### What to do
Copy each line that has the string "components" somewhere in it.

### Listing
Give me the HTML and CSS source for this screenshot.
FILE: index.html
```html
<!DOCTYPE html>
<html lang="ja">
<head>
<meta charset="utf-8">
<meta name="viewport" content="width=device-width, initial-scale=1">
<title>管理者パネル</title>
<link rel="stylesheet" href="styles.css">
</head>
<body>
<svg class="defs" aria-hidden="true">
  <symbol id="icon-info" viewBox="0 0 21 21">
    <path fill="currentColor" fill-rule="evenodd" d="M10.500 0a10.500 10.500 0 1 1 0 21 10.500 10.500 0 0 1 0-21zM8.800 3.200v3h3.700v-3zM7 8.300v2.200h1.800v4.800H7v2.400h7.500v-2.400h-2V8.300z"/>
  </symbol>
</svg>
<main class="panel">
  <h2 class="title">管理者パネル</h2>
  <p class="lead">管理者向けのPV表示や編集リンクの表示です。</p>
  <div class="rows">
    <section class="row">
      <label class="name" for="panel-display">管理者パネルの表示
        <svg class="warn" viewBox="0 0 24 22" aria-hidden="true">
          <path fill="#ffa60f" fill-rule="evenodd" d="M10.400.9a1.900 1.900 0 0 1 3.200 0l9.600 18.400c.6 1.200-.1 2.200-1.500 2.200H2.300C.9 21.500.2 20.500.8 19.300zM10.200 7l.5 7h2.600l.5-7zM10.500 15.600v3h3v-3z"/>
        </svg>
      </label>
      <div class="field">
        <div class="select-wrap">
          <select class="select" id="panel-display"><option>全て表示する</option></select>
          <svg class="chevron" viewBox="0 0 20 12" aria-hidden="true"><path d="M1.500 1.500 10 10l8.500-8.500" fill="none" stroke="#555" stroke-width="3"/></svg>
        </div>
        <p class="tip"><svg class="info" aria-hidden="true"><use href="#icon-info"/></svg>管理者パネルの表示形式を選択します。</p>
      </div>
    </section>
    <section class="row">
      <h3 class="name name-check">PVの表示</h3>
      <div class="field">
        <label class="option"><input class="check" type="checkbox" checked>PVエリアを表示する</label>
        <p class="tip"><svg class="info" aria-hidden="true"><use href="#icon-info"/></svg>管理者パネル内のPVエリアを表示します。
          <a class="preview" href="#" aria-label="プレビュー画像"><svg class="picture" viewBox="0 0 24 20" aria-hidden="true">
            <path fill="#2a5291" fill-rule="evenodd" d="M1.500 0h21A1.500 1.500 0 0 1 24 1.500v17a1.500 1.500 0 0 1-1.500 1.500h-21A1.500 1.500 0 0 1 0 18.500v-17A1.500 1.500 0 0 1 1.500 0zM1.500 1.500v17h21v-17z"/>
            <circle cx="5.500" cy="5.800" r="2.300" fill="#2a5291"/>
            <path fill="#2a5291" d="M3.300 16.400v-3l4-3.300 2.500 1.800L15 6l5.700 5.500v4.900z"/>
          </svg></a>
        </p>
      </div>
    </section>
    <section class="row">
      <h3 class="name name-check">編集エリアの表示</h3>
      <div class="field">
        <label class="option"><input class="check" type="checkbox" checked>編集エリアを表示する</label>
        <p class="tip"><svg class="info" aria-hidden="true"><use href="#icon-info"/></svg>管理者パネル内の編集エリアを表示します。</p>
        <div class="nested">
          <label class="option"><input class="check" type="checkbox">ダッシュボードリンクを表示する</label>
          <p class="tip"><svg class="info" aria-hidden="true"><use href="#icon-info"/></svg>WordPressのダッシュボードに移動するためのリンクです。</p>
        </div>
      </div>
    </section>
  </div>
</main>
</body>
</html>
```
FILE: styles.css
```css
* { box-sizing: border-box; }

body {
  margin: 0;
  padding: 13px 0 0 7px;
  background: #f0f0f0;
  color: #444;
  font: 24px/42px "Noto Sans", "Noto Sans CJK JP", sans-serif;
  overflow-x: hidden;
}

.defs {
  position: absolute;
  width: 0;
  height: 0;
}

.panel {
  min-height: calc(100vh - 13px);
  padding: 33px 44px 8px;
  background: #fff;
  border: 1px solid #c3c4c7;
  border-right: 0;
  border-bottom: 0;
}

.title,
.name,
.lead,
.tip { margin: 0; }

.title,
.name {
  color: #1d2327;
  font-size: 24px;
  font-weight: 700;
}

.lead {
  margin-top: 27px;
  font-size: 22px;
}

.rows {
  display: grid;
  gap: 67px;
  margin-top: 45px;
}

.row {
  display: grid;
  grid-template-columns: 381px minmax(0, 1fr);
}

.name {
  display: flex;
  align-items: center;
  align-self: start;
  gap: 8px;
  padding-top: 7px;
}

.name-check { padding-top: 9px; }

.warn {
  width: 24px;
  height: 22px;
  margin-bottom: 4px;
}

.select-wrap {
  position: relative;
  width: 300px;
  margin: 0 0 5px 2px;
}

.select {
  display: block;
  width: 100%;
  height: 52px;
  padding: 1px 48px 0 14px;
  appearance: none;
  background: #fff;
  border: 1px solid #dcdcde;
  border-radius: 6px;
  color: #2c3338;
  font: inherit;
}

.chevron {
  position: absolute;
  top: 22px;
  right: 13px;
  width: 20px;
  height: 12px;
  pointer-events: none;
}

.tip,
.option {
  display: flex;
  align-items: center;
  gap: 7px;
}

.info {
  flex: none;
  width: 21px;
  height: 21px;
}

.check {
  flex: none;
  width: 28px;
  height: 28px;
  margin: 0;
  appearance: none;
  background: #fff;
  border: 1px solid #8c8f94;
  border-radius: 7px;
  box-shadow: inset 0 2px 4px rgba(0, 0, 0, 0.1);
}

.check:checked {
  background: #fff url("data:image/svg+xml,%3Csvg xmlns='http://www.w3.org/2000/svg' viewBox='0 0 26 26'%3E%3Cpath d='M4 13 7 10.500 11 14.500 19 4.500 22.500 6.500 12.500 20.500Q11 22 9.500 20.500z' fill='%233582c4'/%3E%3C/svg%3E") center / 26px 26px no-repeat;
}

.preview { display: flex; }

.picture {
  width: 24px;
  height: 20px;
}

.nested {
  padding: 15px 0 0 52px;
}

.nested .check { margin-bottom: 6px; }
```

--

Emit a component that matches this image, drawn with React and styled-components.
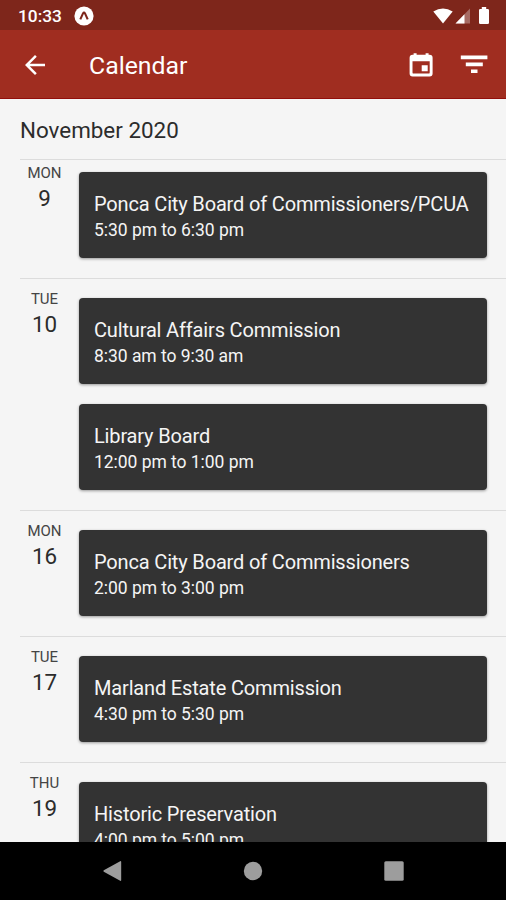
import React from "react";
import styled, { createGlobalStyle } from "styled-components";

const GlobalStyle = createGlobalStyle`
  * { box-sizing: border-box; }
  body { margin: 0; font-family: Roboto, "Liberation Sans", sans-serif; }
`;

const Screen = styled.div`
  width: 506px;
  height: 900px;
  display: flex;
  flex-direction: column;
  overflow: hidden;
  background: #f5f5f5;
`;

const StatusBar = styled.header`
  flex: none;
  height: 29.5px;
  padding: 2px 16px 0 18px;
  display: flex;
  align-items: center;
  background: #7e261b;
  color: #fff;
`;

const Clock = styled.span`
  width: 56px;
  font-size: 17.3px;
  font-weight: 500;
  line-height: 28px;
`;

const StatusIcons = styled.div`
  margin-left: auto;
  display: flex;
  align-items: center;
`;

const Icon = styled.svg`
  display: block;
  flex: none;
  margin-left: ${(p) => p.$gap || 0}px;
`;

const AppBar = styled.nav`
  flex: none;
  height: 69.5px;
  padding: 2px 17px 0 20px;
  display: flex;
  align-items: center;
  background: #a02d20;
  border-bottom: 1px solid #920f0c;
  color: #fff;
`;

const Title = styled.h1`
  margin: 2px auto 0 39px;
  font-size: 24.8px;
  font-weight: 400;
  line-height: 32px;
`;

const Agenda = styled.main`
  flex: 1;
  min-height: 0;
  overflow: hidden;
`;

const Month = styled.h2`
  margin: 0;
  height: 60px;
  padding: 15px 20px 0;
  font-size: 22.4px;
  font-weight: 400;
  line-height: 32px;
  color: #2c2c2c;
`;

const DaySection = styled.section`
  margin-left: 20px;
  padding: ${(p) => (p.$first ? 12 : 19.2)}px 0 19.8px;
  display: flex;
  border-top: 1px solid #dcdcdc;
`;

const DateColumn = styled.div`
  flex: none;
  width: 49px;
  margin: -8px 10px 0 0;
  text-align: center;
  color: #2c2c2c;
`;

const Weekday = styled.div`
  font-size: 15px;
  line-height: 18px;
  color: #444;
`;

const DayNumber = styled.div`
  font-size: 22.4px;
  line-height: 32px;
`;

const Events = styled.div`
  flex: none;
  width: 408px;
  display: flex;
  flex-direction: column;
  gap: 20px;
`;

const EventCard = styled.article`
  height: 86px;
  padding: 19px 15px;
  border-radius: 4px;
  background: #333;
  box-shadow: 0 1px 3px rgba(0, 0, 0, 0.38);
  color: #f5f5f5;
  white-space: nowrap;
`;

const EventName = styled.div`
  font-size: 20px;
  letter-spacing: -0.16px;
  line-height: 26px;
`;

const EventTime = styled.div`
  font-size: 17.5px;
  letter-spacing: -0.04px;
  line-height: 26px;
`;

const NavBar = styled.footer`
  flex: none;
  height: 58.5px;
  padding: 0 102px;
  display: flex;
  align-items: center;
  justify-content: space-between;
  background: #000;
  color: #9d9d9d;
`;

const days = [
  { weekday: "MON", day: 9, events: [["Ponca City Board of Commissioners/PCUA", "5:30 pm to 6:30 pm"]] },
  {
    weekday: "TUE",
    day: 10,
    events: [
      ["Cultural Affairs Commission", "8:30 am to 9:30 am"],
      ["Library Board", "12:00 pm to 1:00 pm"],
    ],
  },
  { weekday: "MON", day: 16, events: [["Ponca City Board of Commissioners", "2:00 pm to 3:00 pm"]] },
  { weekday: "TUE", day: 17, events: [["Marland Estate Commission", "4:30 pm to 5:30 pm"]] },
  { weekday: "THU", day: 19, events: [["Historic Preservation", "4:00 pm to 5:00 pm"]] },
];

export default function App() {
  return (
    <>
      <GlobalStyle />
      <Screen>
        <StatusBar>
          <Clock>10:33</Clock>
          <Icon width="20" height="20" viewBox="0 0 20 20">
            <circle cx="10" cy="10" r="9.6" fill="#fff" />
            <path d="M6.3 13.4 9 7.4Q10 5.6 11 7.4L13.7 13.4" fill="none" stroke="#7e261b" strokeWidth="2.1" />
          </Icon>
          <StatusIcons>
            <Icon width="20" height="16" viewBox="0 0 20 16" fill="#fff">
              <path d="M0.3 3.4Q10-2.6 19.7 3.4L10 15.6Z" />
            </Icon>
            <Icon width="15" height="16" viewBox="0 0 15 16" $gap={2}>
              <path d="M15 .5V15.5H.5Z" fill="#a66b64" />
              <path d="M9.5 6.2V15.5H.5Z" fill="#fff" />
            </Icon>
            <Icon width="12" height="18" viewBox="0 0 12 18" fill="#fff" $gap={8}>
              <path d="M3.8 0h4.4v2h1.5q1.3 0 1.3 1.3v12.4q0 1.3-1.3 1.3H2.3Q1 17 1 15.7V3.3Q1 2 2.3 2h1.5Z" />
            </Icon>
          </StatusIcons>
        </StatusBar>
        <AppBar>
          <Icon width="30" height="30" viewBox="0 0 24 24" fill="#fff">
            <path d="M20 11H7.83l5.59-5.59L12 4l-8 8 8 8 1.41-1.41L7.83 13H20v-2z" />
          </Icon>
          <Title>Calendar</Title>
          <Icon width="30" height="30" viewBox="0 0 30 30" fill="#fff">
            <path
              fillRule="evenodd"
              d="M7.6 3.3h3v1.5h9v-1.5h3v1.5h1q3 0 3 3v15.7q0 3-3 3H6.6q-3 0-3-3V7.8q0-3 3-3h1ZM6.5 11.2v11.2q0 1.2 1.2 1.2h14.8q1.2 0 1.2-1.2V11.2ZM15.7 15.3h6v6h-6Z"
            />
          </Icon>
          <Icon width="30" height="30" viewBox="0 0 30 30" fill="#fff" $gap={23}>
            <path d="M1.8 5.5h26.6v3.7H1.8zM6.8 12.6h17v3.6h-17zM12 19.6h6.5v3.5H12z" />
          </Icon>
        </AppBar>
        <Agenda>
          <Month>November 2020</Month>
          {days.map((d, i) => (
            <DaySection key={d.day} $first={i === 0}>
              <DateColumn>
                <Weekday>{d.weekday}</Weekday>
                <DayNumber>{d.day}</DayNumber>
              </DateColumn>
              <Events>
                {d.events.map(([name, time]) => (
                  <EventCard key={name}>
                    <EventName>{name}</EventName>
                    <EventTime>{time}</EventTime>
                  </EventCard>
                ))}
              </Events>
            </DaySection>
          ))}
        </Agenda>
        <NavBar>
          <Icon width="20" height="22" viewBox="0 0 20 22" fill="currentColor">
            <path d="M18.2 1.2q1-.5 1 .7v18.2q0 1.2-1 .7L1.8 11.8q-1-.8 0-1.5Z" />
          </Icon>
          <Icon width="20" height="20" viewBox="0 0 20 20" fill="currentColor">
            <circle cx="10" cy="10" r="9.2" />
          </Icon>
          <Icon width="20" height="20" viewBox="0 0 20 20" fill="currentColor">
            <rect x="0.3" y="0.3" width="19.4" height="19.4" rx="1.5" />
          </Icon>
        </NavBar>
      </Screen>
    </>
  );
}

---

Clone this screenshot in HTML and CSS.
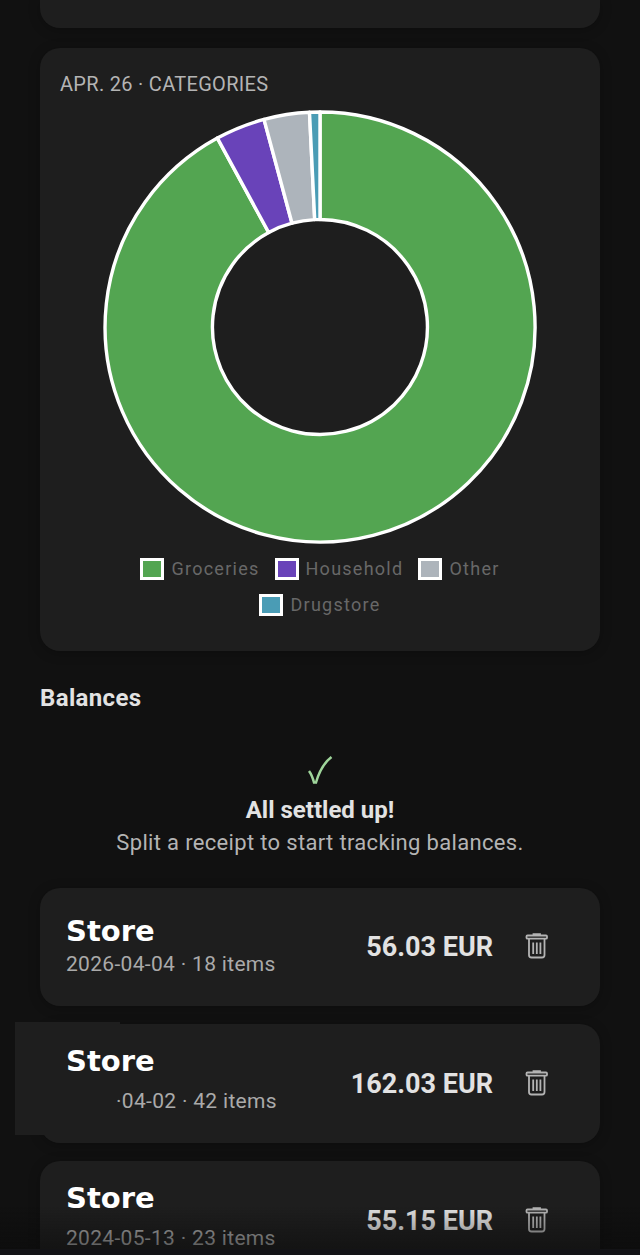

### Task result
Emit a component that matches this image, drawn with React and styled-components.
import styled, { createGlobalStyle } from "styled-components";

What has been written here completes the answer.